Il confronto con la dis-misura dell’uomo rituale e mitico della tradizione dionisiaca diventa così anche occasione di studio e sperimentazione del corpo attoriale in cui quasi si disseccano le forme della recitazione alla ricerca di una sorta di fonte primigenia del movimento e del suono. La regia degli stessi drammaturghi sovraintende alla scena nella quale i bravi Luca Donatiello, Francesca Melis, Alessandro Romi e Felice Siciliano quasi ne sperimentano gli esiti, trasformandosi man mano da strumenti a protagonisti di conoscenza.

Maria Dolores Pesce – Paneacqua Culture

Alla radice infatti c’è sempre questa irrequietezza terrigna, questo arrabattarsi, questo divincolarsi, questo tentativo vivissimo di agire uno scarto tra la stasi dell’essere e il dinamismo del divenire; perché come affermava Lacan noi questo soltanto siamo: la “tensione a” essere qualcos’altro. Ecco allora che il teatro diventa la dimensione esistenziale di questo passaggio perennemente incompiuto e “incompibile”. […] Tafuri e Beronio ci scuotono, dunque, dal torpore passivo dell’intrattenimento, sollecitando la domanda: perché vado a teatro? Cosa osservo? Come osservo? E pertanto, chi sono io che vedo?

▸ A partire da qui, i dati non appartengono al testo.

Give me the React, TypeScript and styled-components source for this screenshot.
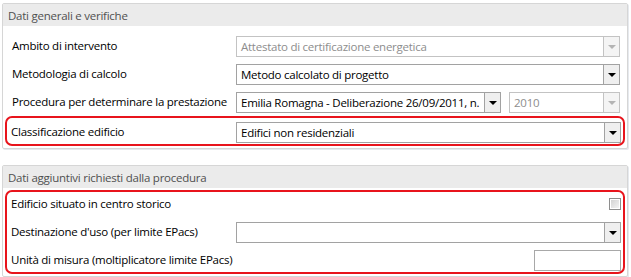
import React from "react";
import styled, { createGlobalStyle, css } from "styled-components";

const Global = createGlobalStyle`
  html, body { margin: 0; padding: 0; background: #ffffff; }
  body {
    font-family: "Open Sans", "Noto Sans", sans-serif;
    font-size: 11.5px;
    letter-spacing: -0.25px;
    color: #000;
  }
`;

const Page = styled.div`
  width: 631px;
  height: 277px;
  padding: 3px 3px 0 2px;
  box-sizing: border-box;
  display: flex;
  flex-direction: column;
  gap: 16px;
`;

const Panel = styled.section`
  border: 1px solid #d6d6d6;
  border-radius: 2px;
  box-shadow: 1px 1px 0 #e6e9ee;
  background: #fff;
`;

const PanelHeader = styled.div`
  height: 22px;
  background: #ebebeb;
  color: #505050;
  display: flex;
  align-items: center;
  padding-left: 5px;
`;

const PanelBody = styled.div<{ $pt: number; $pb: number }>`
  padding: ${(p) => p.$pt}px 2px ${(p) => p.$pb}px 2px;
  display: flex;
  flex-direction: column;
`;

const Rows = styled.div<{ $gap: number }>`
  display: flex;
  flex-direction: column;
  gap: ${(p) => p.$gap}px;
  padding: 0 5px 0 7px;
`;

const Highlight = styled.div<{ $pt: number; $pb: number }>`
  border: 2px solid #e8141c;
  border-radius: 7px;
  padding: ${(p) => p.$pt}px 2px ${(p) => p.$pb}px 4px;
  display: flex;
  flex-direction: column;
  gap: 7px;
`;

const Row = styled.div<{ $h?: number; $col: number }>`
  display: grid;
  grid-template-columns: ${(p) => p.$col}px minmax(0, 1fr);
  align-items: center;
  height: ${(p) => p.$h ?? 21}px;
`;

const Label = styled.span`
  white-space: nowrap;
  margin-top: -2px;
`;

const Controls = styled.div`
  display: flex;
  gap: 8px;
  justify-content: flex-end;
  height: 100%;
  align-items: center;
  min-width: 0;
`;

const SelectBox = styled.div<{ $disabled?: boolean; $w?: number }>`
  height: 21px;
  box-sizing: border-box;
  display: flex;
  align-items: stretch;
  min-width: 0;
  border: 1px solid ${(p) => (p.$disabled ? "#c3c3c3" : "#a2a2a2")};
  background: #fff;
  ${(p) => (p.$w ? css`width: ${p.$w}px; flex: none;` : css`flex: 1;`)}
`;

const SelectText = styled.span<{ $disabled?: boolean }>`
  flex: 1;
  min-width: 0;
  display: flex;
  align-items: center;
  padding-left: 4px;
  color: ${(p) => (p.$disabled ? "#8d8d8d" : "#000")};
  white-space: nowrap;
  overflow: hidden;
`;

const DropButton = styled.span<{ $disabled?: boolean }>`
  width: 15px;
  flex: none;
  border-left: 1px solid ${(p) => (p.$disabled ? "#c3c3c3" : "#a2a2a2")};
  background: ${(p) => (p.$disabled ? "#f4f4f4" : "#efefef")};
  display: flex;
  align-items: center;
  justify-content: center;
`;

const Arrow = styled.span<{ $disabled?: boolean }>`
  width: 0;
  height: 0;
  border-left: 4px solid transparent;
  border-right: 4px solid transparent;
  border-top: 4px solid ${(p) => (p.$disabled ? "#b4b4b4" : "#000")};
`;

const TextInput = styled.div<{ $w: number }>`
  width: ${(p) => p.$w}px;
  height: 21px;
  box-sizing: border-box;
  border: 1px solid #a8a8a8;
  background: #fff;
`;

const Check = styled.span`
  width: 12px;
  height: 12px;
  box-sizing: border-box;
  border: 1px solid #8e8e8e;
  background: linear-gradient(135deg, #cfcfcf, #f6f6f6);
  box-shadow: inset 0 0 0 1px #fff;
`;

function Select({ value, disabled, width }: { value: string; disabled?: boolean; width?: number }) {
  return (
    <SelectBox $disabled={disabled} $w={width}>
      <SelectText $disabled={disabled}>{value}</SelectText>
      <DropButton $disabled={disabled}>
        <Arrow $disabled={disabled} />
      </DropButton>
    </SelectBox>
  );
}

export default function App() {
  return (
    <>
      <Global />
      <Page>
        <Panel>
          <PanelHeader>Dati generali e verifiche</PanelHeader>
          <PanelBody $pt={10} $pb={2}>
            <Rows $gap={7}>
              <Row $col={224}>
                <Label>Ambito di intervento</Label>
                <Controls>
                  <Select value="Attestato di certificazione energetica" disabled />
                </Controls>
              </Row>
              <Row $col={224}>
                <Label>Metodologia di calcolo</Label>
                <Controls>
                  <Select value="Metodo calcolato di progetto" />
                </Controls>
              </Row>
              <Row $col={224}>
                <Label>Procedura per determinare la prestazione</Label>
                <Controls>
                  <Select value="Emilia Romagna - Deliberazione 26/09/2011, n." />
                  <Select value="2010" disabled width={111} />
                </Controls>
              </Row>
            </Rows>
            <Highlight $pt={4} $pb={2} style={{ marginTop: 3 }}>
              <Row $h={20} $col={225}>
                <Label>Classificazione edificio</Label>
                <Controls>
                  <Select value="Edifici non residenziali" />
                </Controls>
              </Row>
            </Highlight>
          </PanelBody>
        </Panel>
        <Panel>
          <PanelHeader>Dati aggiuntivi richiesti dalla procedura</PanelHeader>
          <PanelBody $pt={2} $pb={2}>
            <Highlight $pt={1} $pb={1}>
              <Row $h={22} $col={225}>
                <Label>Edificio situato in centro storico</Label>
                <Controls>
                  <Check />
                </Controls>
              </Row>
              <Row $col={225}>
                <Label>Destinazione d'uso (per limite EPacs)</Label>
                <Controls>
                  <Select value="" />
                </Controls>
              </Row>
              <Row $col={225}>
                <Label>Unità di misura (moltiplicatore limite EPacs)</Label>
                <Controls>
                  <TextInput $w={87} />
                </Controls>
              </Row>
            </Highlight>
          </PanelBody>
        </Panel>
      </Page>
    </>
  );
}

Giulio Sonno – Paper Street

Fin nelle sode radici dell’uomo nella terra e nella storia, si profonda invece l’esperimento di Teatro Akropolis, con una “Morte di Zarathustra” che Klp ha già visto a Genova, ispirata agli studi sul fenomeno del coro ditirambico, il cui animalesco prodursi su una piattaforma di ricerca post-nietszchiana è supportato da un lato da un avveduto armamentario teorico, di cui è prova anche un libello dallo stesso titolo dello spettacolo, dall’altro da una maestria di palco e tecnica performativa (attoriale, insistono nel volumetto David Beronio e Clemente Tafuri) veramente notevole.